Brownie’s memories|80-year grad’s tip: Fun just beginning
Published 12:00 am Friday, May 29, 2009
A 1929 Vicksburg High graduate has some words for the class of 2009 as members begin life after high school: the good part is just beginning.
“I liked school and I did well,” said Brownie Moore Davis, 97, “but my life really began after I got graduated.”
Davis’ commencement was 80 years ago Sunday, and as far as she knows she is the last remaining of the 52 graduates in her class.
She does not spend much time thinking about her school years — family and work have replaced those memories — but as Vicksburg schools, both public and private, send new graduates into the world, she shared some of what she recalls.
The 1929 graduation was at what was then Carr Central Junior High on Cherry Street, she said. “We had to have it there because the auditorium at Vicksburg was not big enough. I don’t think we wore caps and gowns,” she said. The building, later a high school and then a junior high again before closing in 1979, still stands.
Davis and another girl were chosen to lead the procession into the ceremony because they were among the shortest in the class.
A photo taken that day 80 years ago shows her in a white dress, seated outside surrounded by bouquets of pink blooms, hand-colored at a later date. The custom of the day was to shower graduating girls with flowers.
Davis was born in Obion, Tenn., the youngest of six children who grew to adulthood. Her parents, Henry and Hettie Ann (McWhirter) Moore, lost four other children to whooping cough and other illnesses in infancy.
They moved to Vicksburg in 1917 with Brownie, sister Dovie, then 18, and brother Joe, 12, when Henry Moore, a lumber inspector, took a job at Anderson-Tully. Three grown children stayed behind in Tennessee.
They lived in two different homes in the 600 block of Adams Street, a “nice, well-to-do area at the time,” she said.
Brownie — her given name — was named for the baby of her father’s cousin, who died in infancy. With four brothers, Dovie was thrilled when Brownie was born, and doted on her. “She took very good care of me,” Davis said. “She started taking me to Sunday school and church almost as soon as I was big enough to go.”
Through seventh grade, Brownie attended Main Street School and for eighth grade went to Carr in 1924, the year it opened. Then it was on to high school when Vicksburg High was at Clay and Howard streets in the block now occupied by Vicksburg Catholic School. The St. Aloysius Flashes still play football in a stadium built, in part, with money donated by Brownie’s Class of 1929. They gave the money in lieu of publishing a school yearbook that year, said Davis’ son, Larry.
In her first year of high school she chose Latin as an elective. “It was one of the dumbest things I ever did!” Davis laughed. She said she barely managed to pass the class — taught by Miss Eugenia Derdeyn — and afterward elected bookkeeping, typing, and shorthand, taught by a Miss Richards, whose first name she could not recall.
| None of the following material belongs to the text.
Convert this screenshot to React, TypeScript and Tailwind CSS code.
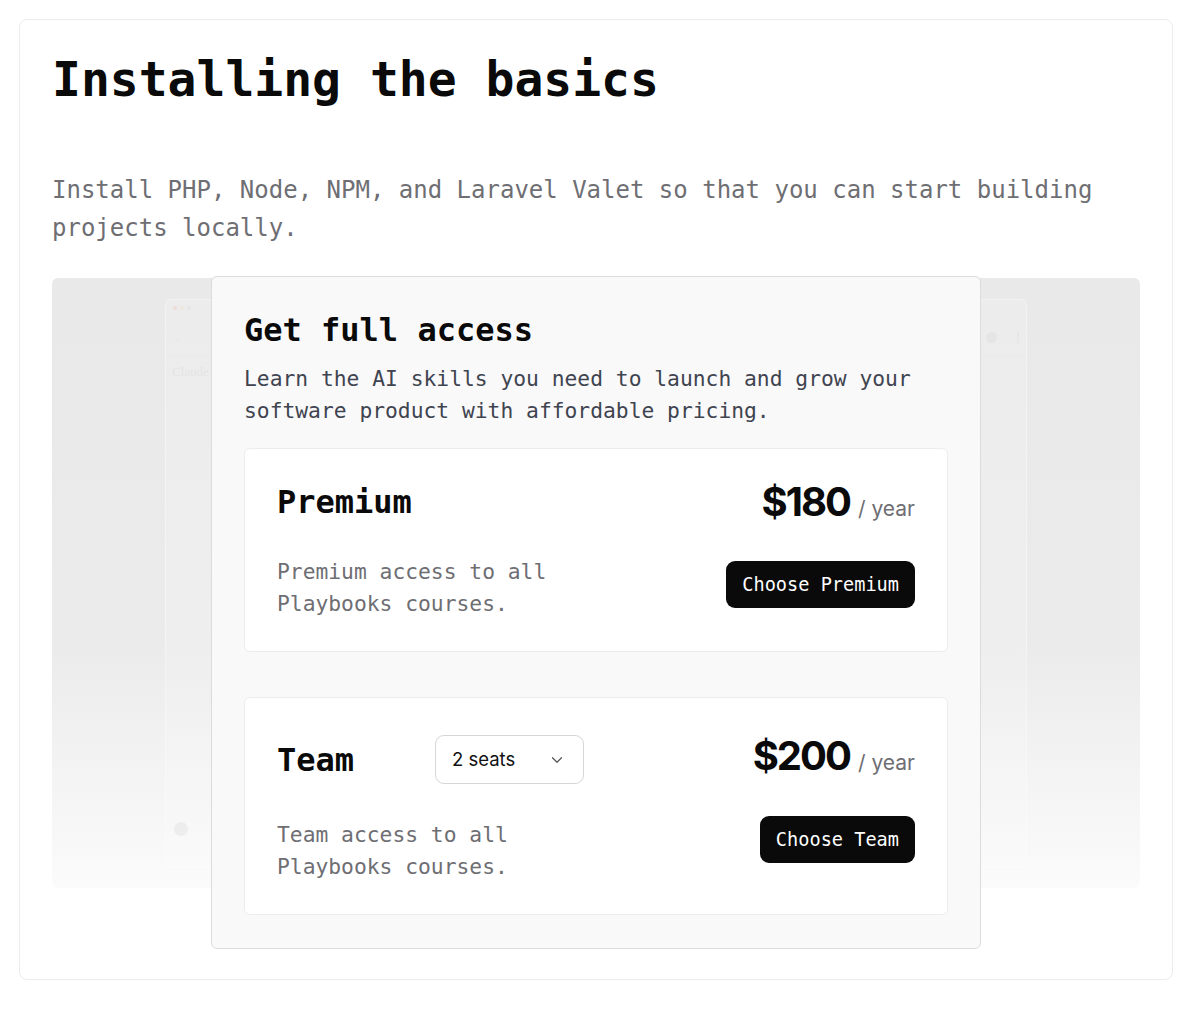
import { ChevronDown } from "lucide-react";

type Plan = {
  name: string;
  price: string;
  blurb: string;
  cta: string;
  seats?: boolean;
};

const mono = "font-['DejaVu_Sans_Mono',monospace]";

function PriceTag({ price, className = "" }: { price: string; className?: string }) {
  return (
    <div className={`flex items-baseline leading-[40px] ${className}`}>
      <span className="font-['Inter',sans-serif] text-[40px] leading-[40px] font-bold tracking-[-0.05em] text-[#0a0a0a]">
        {price}
      </span>
      <span className="ml-2 font-['Inter',sans-serif] text-[21px] leading-none text-[#6e6e73]">/ year</span>
    </div>
  );
}

function PlanCard({ plan }: { plan: Plan }) {
  return (
    <div
      className={`rounded-md border border-[#ededed] bg-white px-[32px] pb-[31px] ${
        plan.seats ? "pt-[37px]" : "pt-[33px]"
      }`}
    >
      <div className="flex items-center">
        <h3
          className={`${mono} text-[32px] leading-[40px] font-bold text-[#0a0a0a] ${plan.seats ? "w-[158px]" : ""}`}
        >
          {plan.name}
        </h3>
        {plan.seats ? (
          <button className="flex h-[49px] w-[149px] items-center justify-between rounded-[9px] border border-[#d6d6d6] bg-white pr-[17px] pl-[16px] font-['Inter',sans-serif] text-[18.5px] text-[#111]">
            2 seats
            <ChevronDown size={18} strokeWidth={1.6} className="text-[#555]" />
          </button>
        ) : null}
        <PriceTag price={plan.price} className={`ml-auto ${plan.seats ? "mb-[8px]" : ""}`} />
      </div>
      <div className={`flex items-start justify-between ${plan.seats ? "mt-[35px]" : "mt-[34px]"}`}>
        <p className={`${mono} max-w-[320px] text-[21.3px] leading-[32px] text-[#6e6e73]`}>{plan.blurb}</p>
        <button
          className={`${mono} h-[47px] rounded-[9px] bg-[#0a0a0a] px-[16px] text-[18.6px] text-white ${
            plan.seats ? "-mt-[3px]" : "mt-[5px]"
          }`}
        >
          {plan.cta}
        </button>
      </div>
    </div>
  );
}

// blurred app screenshot sitting behind the paywall
function ScreenshotBackdrop() {
  return (
    <div className="h-[610px] rounded-md bg-linear-to-b from-[#e9e9e9] via-[#ebebeb] via-60% to-[#fbfbfb] px-[113px] py-[21px]">
      <div className="flex h-full flex-col rounded-md border border-white/50 bg-white/25 opacity-70">
        <div className="flex items-center gap-[3px] px-[7px] pt-[6px]">
          <span className="h-[4px] w-[4px] rounded-full bg-[#f3d6d6]" />
          <span className="h-[4px] w-[4px] rounded-full bg-[#f1e6d4]" />
          <span className="h-[4px] w-[4px] rounded-full bg-[#e3e3e3]" />
        </div>
        <div className="mt-[20px] flex items-center justify-between border-b border-[#ebebeb] px-[7px] pb-[10px]">
          <span className="text-[10px] text-[#e0e0e0]">←</span>
          <div className="flex items-center gap-[20px]">
            <span className="h-[11px] w-[11px] rounded-full bg-[#e4e4e4]" />
            <span className="h-[11px] w-[2px] bg-[#e6e6e6]" />
          </div>
        </div>
        <div className="px-[6px] pt-[6px] font-['Liberation_Serif',serif] text-[13px] text-[#e2e2e2]">Claude</div>
        <div className="flex-1" />
        <div className="px-[8px] pb-[30px]">
          <span className="block h-[14px] w-[14px] rounded-full bg-[#eaeaea]" />
        </div>
      </div>
    </div>
  );
}

export default function App() {
  const plans: Plan[] = [
    {
      name: "Premium",
      price: "$180",
      blurb: "Premium access to all Playbooks courses.",
      cta: "Choose Premium",
    },
    {
      name: "Team",
      price: "$200",
      blurb: "Team access to all Playbooks courses.",
      cta: "Choose Team",
      seats: true,
    },
  ];

  return (
    <div className="min-h-[1035px] bg-white pt-[19px]">
      <div className="ml-[19px] w-[1154px] rounded-lg border border-[#ececec] bg-white px-[32px] pt-[35px] pb-[91px]">
        <h1 className={`${mono} text-[48px] leading-[48px] font-bold text-[#0a0a0a]`}>Installing the basics</h1>
        <p className={`${mono} mt-[68px] text-[24px] leading-[38px] text-[#6e6e73]`}>
          Install PHP, Node, NPM, and Laravel Valet so that you can start building projects locally.
        </p>

        <div className="relative mt-[31px]">
          <ScreenshotBackdrop />

          <div className="absolute top-[-2px] left-1/2 w-[770px] -translate-x-1/2 rounded-md border border-[#dcdcdc] bg-[#f9f9f9] px-[32px] pt-[33px] pb-[33px]">
            <h2 className={`${mono} text-[32px] leading-[40px] font-bold text-[#0a0a0a]`}>Get full access</h2>
            <p className={`${mono} mt-[13px] text-[21.3px] leading-[32px] text-[#3f4450]`}>
              Learn the AI skills you need to launch and grow your software product with affordable pricing.
            </p>
            <div className="mt-[21px] flex flex-col gap-[45px]">
              {plans.map((plan) => (
                <PlanCard key={plan.name} plan={plan} />
              ))}
            </div>
          </div>
        </div>
      </div>
    </div>
  );
}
“Our teachers used to be pretty strict,” she said, “but it didn’t bother me. I learned in the first grade that if I didn’t behave I’d get it when I got home.”
Very few high school students in those days had cars, she said. “We walked nearly everywhere we went. There was a group of kids in every neighborhood and we had a good time going home from school. I think it was good for us.”
For outings Brownie and her friends liked to go to the 10-Cent Sandwich Shop across the street from the school. “We could get a hamburger and a ‘co-cola’ for 15 cents,” she said. “The couple that owned it had a daughter in our class — the Atkinsons. It was our favorite restaurant. We knew the Atkinsons and it was something we could afford.”
After graduation she attended a secretarial school to keep her skills sharp, and was hired as a typist by a Vicksburg ear, nose and throat doctor named Edwards. The job was only temporary, but Brownie heard about a job opening at the Saenger Theater and went right down to apply. She worked as a secretary there and a relief cashier, but found her way back to work for Dr. Edwards for many years.
After her family was grown Davis spent more than 20 years as a switchboard operator at old Mercy Hospital and later the Street Clinic.
Her husband was Howard Lee Davis from the little town of Union Church, near Fayette, and the couple had three children: Howard Lee Jr. in 1943, Larry in 1947 and Madge in 1952. They also took in a 15-year-old friend of Howard Jr., never formally adopting him but giving him roots, stability and a home when he desperately needed it, she said. The young man put himself through college and became very successful in business, and she counts his children among her four grandchildren. She also has seven great-grandchildren.
She’s got an extensive collection of spoons from all over the world, and also collects Snoopy and other Peanuts-character items as well as Garfield. She threatens “to haunt” family members if they throw them away when she’s gone.
Her parents, she said, died about four years apart, both at 79. “That’s the reason I always said, when 79 comes along I’m telling you all goodbye,” Davis said. “Well, 79’s come, and 89’s come, and 99 is pushing.”
In addition, she lost Dovie in the 1960s, Howard Sr. in 1978, and Howard Jr. in 1992. She sometimes wonders how she can still be here, but says she is blessed.
“I think I’ve got a lot to be thankful for,” she said.